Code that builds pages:
— Start —

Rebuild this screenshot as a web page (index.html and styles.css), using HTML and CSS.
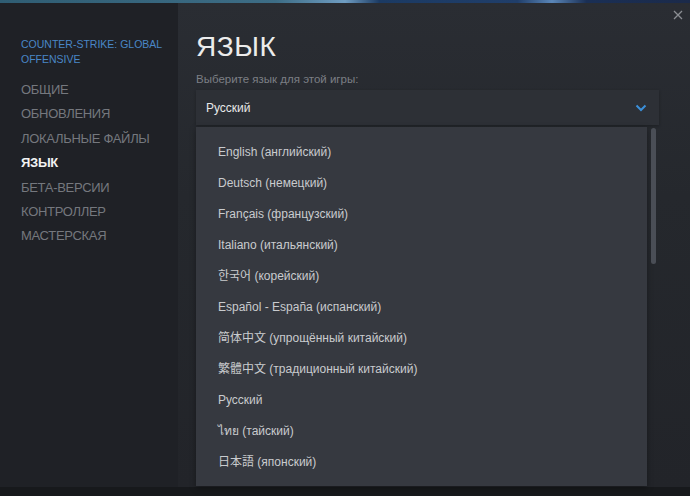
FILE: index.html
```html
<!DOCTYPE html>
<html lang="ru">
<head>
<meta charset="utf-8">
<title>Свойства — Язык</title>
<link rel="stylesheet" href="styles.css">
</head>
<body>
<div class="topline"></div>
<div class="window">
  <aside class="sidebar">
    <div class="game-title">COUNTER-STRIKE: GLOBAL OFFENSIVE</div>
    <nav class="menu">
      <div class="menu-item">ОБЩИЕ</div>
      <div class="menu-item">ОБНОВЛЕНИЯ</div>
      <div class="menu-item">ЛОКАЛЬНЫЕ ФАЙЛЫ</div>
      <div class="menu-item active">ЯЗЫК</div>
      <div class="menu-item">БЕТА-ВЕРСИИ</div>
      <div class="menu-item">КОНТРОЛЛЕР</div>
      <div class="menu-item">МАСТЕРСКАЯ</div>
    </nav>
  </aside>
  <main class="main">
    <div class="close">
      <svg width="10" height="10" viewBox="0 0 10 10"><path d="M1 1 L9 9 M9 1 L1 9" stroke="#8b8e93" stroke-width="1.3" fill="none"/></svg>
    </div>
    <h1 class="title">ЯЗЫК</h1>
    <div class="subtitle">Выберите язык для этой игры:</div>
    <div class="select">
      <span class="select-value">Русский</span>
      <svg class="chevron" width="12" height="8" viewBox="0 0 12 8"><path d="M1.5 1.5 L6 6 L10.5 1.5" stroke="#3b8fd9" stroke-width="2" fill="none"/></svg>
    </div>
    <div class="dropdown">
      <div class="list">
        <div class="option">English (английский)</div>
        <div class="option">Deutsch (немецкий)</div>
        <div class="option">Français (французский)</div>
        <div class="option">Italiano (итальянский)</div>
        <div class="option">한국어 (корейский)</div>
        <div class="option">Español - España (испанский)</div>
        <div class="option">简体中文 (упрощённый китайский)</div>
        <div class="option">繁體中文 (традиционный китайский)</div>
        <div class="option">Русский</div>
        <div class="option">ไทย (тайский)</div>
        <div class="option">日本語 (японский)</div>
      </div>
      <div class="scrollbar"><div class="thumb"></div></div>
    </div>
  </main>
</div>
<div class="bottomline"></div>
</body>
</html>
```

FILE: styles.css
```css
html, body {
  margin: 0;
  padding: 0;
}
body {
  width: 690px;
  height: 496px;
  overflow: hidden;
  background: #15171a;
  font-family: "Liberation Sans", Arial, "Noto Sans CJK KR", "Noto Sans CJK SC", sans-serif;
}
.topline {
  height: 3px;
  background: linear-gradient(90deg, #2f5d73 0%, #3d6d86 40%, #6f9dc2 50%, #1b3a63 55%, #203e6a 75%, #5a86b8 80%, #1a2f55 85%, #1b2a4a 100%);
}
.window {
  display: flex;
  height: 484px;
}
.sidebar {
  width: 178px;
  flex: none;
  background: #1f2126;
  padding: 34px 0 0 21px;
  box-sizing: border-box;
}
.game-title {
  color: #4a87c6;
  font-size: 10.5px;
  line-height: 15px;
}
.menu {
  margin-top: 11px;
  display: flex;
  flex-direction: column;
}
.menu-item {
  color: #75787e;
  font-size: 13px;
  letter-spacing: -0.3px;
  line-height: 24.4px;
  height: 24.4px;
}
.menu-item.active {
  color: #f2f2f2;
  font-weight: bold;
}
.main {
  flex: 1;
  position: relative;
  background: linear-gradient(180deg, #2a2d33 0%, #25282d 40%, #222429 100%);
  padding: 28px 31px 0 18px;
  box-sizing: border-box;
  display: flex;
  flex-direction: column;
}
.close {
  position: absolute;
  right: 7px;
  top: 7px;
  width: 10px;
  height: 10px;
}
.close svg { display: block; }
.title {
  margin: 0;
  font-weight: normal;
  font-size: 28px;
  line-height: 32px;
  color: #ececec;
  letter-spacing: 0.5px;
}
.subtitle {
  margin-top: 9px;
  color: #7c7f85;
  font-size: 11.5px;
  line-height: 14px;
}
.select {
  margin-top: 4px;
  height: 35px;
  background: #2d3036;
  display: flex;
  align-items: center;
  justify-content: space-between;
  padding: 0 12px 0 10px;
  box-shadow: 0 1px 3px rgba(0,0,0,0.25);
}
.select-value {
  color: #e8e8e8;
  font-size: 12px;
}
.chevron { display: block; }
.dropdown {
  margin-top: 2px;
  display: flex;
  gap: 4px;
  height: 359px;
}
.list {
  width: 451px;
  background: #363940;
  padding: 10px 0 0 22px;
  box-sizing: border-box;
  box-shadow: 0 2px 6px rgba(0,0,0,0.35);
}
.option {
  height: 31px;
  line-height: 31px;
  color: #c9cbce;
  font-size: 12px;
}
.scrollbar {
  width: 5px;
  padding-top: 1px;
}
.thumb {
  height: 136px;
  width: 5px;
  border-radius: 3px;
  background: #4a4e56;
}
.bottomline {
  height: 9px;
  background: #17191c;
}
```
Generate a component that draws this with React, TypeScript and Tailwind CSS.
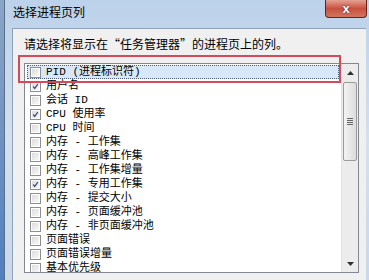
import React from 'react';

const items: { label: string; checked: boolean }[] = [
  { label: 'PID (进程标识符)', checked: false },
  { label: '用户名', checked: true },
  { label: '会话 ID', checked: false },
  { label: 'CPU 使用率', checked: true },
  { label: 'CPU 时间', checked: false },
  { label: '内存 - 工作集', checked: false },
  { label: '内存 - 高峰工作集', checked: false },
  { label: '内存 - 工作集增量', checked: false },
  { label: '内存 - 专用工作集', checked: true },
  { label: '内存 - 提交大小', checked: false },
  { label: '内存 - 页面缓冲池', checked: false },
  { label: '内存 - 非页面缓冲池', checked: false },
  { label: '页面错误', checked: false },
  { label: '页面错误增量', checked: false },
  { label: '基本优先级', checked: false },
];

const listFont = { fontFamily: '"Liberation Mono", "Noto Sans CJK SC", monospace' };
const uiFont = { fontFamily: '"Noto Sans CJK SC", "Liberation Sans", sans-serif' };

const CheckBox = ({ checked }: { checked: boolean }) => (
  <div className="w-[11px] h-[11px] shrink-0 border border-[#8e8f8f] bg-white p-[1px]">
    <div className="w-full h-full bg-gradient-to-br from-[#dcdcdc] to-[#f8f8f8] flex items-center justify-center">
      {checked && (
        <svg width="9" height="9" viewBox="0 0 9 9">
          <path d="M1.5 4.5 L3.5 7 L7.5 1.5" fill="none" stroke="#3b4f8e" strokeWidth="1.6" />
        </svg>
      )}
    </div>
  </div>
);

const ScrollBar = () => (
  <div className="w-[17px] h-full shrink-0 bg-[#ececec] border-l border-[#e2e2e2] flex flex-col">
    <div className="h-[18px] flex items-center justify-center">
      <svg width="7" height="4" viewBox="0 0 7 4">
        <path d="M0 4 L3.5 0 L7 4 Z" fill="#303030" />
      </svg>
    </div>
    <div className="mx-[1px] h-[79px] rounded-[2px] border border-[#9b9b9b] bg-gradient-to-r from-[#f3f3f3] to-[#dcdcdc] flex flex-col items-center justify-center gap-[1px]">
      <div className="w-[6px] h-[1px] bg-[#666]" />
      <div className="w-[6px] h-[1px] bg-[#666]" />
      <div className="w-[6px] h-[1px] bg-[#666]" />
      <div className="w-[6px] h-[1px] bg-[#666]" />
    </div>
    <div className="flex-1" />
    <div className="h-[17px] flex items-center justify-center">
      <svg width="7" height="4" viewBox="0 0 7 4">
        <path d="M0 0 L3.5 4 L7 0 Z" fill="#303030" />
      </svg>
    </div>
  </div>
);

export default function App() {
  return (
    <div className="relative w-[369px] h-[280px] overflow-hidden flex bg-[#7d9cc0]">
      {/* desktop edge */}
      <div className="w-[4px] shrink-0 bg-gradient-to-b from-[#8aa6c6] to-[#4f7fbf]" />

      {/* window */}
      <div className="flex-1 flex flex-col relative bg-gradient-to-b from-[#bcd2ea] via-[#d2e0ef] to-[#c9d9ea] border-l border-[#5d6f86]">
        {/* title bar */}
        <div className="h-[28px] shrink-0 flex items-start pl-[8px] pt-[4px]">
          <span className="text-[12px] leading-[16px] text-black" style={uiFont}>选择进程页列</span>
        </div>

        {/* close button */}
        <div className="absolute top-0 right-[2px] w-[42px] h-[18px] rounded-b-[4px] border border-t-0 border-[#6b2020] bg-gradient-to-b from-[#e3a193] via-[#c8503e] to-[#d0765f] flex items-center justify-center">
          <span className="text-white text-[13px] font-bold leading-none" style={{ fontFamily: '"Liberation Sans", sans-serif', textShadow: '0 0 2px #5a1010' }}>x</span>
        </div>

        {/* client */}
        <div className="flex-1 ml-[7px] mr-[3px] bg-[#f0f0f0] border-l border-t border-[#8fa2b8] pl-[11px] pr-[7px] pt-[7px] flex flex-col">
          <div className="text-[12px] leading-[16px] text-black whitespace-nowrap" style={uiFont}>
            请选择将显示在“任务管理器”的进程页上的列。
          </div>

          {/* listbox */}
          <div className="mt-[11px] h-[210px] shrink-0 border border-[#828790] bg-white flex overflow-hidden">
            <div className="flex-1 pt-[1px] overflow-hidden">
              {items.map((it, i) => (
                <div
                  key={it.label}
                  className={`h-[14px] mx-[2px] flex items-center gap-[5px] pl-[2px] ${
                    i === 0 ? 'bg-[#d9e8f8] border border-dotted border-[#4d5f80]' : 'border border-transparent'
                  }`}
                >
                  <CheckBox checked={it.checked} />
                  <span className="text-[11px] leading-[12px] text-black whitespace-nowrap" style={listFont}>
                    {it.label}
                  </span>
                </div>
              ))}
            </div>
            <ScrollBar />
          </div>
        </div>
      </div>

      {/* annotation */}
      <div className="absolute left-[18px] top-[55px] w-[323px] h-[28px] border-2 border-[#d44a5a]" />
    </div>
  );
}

— End —

== Problem requirements ==
In the listing, find every line with the word "styles" and state how many there are, nothing more.

== Final answer ==
3